In attempting to answer the questions [how do agents arise? How do agents specialise? How do agents aggregate into hierarchical organizations?], it is important to examine the formation of agent boundaries, both internal and external, and the effects of those boundaries on the flows. This emphasis directs attention to building blocks that can be combined to define boundaries. The building blocks must, of course, be based on available data. Though there are extensive data sets for most signal/boundary systems, and we can rather easily derive a great array of reliable, sophisticated statistics from such data, such statistics do not, of themselves, reveal building blocks or mechanisms. Anatoly Rapoport, one of the founders of mathematical biology, long ago pointed out that you cannot learn the rules of chess by keeping only the statistics of observed moves (Rapoport 1960). We confront the same difficulty when using statistics to study signal/boundary interactions. The interactions are just too complex (nonlinear) to allow theory to be built with the linear techniques of statistics. (Holland, 2012:38)
And then toward the end of the book he makes a nice bottom up definition of niche, contrary to the one we have in Ecology, while going back again to the argument of statistical approaches to understanding mechanisms underlying complexity:
The concept of community within a network (Newman, Barabasi, and Watts 2006) provides a starting point that leads naturally to an overarching definition of niche. A niche isa diverse array of agents that regularly exchange resources and depend on that exchange for continued existence. Most signal/boundary systems exhibit counterparts of ecological niche interactions – symbiosis, mutualism, predation, and the like. From this definition of niche, it is relatively easy to move to an evolutionary dynamic of niches, because the conditional actions that underpin the interlocking activities can be defined and compared in a uniform way by means of tag-sensitive rules (See chapter 3).

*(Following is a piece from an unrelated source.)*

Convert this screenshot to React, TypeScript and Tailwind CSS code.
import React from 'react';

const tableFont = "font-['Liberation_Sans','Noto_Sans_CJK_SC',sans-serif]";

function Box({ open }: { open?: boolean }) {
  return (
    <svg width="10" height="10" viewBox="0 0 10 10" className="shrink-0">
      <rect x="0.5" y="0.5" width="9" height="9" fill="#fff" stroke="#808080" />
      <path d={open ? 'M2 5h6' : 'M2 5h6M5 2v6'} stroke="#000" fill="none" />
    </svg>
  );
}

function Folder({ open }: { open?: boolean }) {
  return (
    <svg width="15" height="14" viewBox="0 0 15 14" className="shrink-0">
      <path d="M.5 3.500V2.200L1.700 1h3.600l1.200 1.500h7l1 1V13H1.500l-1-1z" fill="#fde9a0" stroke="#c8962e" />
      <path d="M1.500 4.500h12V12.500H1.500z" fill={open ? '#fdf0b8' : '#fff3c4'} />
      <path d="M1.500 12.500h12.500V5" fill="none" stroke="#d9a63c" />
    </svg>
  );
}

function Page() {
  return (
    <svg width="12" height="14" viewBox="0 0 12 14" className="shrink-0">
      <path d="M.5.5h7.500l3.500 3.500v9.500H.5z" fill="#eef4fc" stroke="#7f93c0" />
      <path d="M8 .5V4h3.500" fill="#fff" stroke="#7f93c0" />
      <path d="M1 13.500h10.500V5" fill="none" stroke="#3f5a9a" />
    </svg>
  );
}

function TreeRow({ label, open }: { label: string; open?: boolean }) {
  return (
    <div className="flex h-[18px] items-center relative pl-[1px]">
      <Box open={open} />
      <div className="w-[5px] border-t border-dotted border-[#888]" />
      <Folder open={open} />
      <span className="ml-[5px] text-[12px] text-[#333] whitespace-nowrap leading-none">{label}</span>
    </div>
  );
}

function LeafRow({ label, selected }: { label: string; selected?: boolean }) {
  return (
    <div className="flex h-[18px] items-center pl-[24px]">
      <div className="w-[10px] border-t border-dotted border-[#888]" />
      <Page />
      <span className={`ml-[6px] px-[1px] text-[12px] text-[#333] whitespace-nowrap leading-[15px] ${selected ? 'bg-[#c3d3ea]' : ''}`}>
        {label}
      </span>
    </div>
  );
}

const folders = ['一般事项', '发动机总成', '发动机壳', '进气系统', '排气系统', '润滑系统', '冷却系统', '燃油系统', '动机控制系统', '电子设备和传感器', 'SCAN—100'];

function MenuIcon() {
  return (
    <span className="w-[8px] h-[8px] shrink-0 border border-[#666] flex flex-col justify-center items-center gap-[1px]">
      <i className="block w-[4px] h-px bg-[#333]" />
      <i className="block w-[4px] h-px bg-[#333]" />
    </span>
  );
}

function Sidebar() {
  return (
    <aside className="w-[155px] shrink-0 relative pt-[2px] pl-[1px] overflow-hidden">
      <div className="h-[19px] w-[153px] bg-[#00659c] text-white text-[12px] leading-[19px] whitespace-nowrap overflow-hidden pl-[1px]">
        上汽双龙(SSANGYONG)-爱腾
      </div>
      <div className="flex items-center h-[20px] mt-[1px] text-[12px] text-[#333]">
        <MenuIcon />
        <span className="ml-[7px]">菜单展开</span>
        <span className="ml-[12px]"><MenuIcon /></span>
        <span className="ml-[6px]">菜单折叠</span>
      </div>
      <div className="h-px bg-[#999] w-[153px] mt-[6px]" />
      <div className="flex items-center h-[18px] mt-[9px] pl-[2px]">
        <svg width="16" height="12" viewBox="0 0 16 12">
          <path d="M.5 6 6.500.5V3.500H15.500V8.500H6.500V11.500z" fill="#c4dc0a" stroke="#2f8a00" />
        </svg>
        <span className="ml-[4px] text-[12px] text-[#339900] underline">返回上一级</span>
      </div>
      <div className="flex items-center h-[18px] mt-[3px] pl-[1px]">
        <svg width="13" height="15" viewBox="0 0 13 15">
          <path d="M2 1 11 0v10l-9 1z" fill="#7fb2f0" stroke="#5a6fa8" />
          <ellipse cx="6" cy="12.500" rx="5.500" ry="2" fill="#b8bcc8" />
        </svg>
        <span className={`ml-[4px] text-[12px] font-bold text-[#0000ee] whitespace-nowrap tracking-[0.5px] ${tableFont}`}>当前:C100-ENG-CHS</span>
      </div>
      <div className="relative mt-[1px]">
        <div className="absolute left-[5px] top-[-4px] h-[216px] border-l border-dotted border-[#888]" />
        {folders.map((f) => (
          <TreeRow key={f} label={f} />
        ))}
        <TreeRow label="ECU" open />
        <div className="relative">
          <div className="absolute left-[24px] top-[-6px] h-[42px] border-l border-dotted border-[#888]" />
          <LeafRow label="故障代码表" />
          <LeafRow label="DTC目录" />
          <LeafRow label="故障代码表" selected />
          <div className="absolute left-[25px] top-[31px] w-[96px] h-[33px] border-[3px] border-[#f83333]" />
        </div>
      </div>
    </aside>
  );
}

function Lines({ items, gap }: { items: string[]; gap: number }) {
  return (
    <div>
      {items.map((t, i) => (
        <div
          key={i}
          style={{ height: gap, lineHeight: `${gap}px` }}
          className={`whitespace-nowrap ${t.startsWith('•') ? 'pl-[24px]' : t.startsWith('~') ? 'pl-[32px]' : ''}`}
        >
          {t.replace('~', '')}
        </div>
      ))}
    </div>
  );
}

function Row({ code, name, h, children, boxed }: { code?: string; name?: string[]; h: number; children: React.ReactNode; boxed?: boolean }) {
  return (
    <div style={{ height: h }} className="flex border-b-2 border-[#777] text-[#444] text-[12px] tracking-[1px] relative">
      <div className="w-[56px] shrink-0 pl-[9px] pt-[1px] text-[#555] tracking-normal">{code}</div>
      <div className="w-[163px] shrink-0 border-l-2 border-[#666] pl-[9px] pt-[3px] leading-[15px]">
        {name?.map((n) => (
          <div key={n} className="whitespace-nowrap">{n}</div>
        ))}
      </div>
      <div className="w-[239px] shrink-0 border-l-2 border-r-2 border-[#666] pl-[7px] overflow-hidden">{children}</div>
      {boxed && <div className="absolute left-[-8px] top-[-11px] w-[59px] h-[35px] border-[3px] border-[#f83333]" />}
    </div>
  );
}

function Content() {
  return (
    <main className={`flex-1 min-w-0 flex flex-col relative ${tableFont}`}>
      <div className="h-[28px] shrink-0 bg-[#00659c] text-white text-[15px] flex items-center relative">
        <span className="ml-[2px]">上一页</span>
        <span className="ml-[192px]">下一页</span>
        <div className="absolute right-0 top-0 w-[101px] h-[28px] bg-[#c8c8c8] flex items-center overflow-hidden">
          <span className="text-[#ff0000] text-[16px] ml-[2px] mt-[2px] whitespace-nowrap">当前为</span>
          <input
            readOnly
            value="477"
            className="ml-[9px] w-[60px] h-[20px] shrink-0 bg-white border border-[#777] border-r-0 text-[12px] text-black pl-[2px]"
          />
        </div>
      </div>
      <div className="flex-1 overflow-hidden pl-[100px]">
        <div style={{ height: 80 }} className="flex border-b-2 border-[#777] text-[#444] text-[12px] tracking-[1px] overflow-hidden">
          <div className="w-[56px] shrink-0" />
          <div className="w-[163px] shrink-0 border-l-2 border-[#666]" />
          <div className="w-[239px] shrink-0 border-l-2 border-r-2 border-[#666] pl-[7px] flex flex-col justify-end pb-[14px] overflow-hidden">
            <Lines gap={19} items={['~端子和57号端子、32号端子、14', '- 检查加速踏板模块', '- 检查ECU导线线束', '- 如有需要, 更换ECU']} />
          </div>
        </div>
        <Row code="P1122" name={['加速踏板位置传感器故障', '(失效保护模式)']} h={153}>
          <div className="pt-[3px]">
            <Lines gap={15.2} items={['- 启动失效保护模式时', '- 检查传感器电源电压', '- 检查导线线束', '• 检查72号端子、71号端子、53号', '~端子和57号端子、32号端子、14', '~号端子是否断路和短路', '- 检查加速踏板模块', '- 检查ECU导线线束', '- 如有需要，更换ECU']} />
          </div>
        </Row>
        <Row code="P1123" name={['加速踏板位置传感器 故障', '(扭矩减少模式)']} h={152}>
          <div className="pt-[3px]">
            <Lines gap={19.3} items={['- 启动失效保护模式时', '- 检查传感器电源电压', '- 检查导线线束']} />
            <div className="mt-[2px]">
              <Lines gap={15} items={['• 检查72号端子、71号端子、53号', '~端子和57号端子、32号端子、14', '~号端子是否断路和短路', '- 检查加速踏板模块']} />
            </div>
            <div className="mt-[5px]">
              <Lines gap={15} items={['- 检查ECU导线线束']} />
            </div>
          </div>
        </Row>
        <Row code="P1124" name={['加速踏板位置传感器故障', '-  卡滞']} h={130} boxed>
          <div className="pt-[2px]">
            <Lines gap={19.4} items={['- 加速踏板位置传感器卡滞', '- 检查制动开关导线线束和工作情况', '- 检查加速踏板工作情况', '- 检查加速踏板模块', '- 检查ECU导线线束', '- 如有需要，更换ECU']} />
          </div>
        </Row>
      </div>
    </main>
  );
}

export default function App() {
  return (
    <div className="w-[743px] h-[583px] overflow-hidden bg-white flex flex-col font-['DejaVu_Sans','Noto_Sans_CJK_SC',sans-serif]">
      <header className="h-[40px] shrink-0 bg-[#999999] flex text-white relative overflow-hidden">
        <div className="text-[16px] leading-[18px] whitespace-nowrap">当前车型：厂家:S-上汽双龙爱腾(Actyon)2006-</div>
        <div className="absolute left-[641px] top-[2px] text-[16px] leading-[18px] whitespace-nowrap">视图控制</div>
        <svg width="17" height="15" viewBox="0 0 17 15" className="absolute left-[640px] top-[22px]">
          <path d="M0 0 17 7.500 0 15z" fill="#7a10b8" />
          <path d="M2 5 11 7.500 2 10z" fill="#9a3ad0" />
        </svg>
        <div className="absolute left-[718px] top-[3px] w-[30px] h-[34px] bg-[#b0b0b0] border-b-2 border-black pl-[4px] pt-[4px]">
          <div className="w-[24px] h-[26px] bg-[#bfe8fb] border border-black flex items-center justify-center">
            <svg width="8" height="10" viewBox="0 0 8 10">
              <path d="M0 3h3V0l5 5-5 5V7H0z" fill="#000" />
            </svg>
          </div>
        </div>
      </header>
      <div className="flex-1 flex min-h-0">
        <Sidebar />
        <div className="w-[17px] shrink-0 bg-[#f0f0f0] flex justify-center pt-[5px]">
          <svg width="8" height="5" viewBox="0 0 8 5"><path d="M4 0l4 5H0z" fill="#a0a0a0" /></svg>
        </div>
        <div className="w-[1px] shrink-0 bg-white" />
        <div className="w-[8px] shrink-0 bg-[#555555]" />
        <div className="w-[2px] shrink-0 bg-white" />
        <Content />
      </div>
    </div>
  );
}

Defining niches in terms of tag-based rules leads to an important mechanism-oriented question: Can mechanisms for manipulating tags (such as recombination), in combination with selection for the ability to collect resources, lead from simple niches to complex niches? The conditional actions of the agents lead to non-additive effects that cannot be usefully averaged, so a purely statistical approach isn’t likely to provide answers to this question. Statistical approaches wind up in the same cul-de-sac as statistical approaches to understanding computer programs. The ‘trends’ suggested by a series of ‘snapshots’ based on the average over agents’ activities rarely give reliable predictions or opportunities for control – instead of ‘clearing’ of a market, we get ‘bubbles’ and ‘crashes’. (Holland, 2012:287)
I’ve long questioning the role of statistics for identifying causality in ecosystems; most statistical methods rely on linear regression which often implies avoiding co-linearity and assuming independence. Most statistical procedures are not suitable for understanding feedback mechanisms, from neural networks to structural equation modelling. Only recently a different approach has been developed that embrace the interdependent nature of variables in ecosystems: convergent cross mapping. It still to be seen what we can learn about causality in ecosystems by using such methods.
Holland’s book was an inspiring companion on the public transportation of Stockholm while commuting to the climbing hall, that’s where I read most of the book.